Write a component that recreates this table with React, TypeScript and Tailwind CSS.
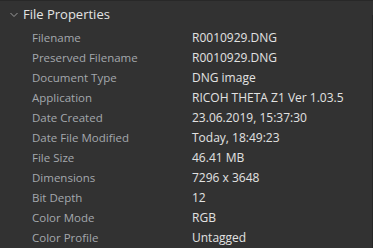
import React from "react";

const rows: [string, string][] = [
  ["Filename", "R0010929.DNG"],
  ["Preserved Filename", "R0010929.DNG"],
  ["Document Type", "DNG image"],
  ["Application", "RICOH THETA Z1 Ver 1.03.5"],
  ["Date Created", "23.06.2019, 15:37:30"],
  ["Date File Modified", "Today, 18:49:23"],
  ["File Size", "46.41 MB"],
  ["Dimensions", "7296 x 3648"],
  ["Bit Depth", "12"],
  ["Color Mode", "RGB"],
  ["Color Profile", "Untagged"],
];

export default function App() {
  return (
    <div className="w-[373px] h-[248px] bg-[#323232] border-t border-[#282828] overflow-hidden flex" style={{ fontFamily: '"Open Sans", "Noto Sans", sans-serif' }}>
      <div className="flex-1 flex flex-col">
        <div className="h-[28px] flex items-center pl-[10px] gap-[5px]">
          <svg width="8" height="6" viewBox="0 0 8 6" className="mt-[1px]">
            <path d="M0.5 1 L4 4.5 L7.5 1" fill="none" stroke="#9a9a9a" strokeWidth="1" />
          </svg>
          <span className="text-[13px] text-[#e4e4e4] leading-none">File Properties</span>
        </div>
        <div className="flex flex-col">
          {rows.map(([k, v]) => (
            <div key={k} className="h-[20px] flex items-center leading-none">
              <span className="w-[192px] pl-[32px] text-[11.5px] text-[#a4a8ad]">{k}</span>
              <span className="text-[12px] text-[#e2e2e2]">{v}</span>
            </div>
          ))}
        </div>
      </div>
      <div className="w-[1px] flex flex-col">
        <div className="h-[14px]" />
        <div className="flex-1 bg-[#262626]" />
      </div>
    </div>
  );
}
━━━
_What is required:_ Lines containing the string "React" should be counted; reply with their number and nothing more.

_Expected answer:_ 2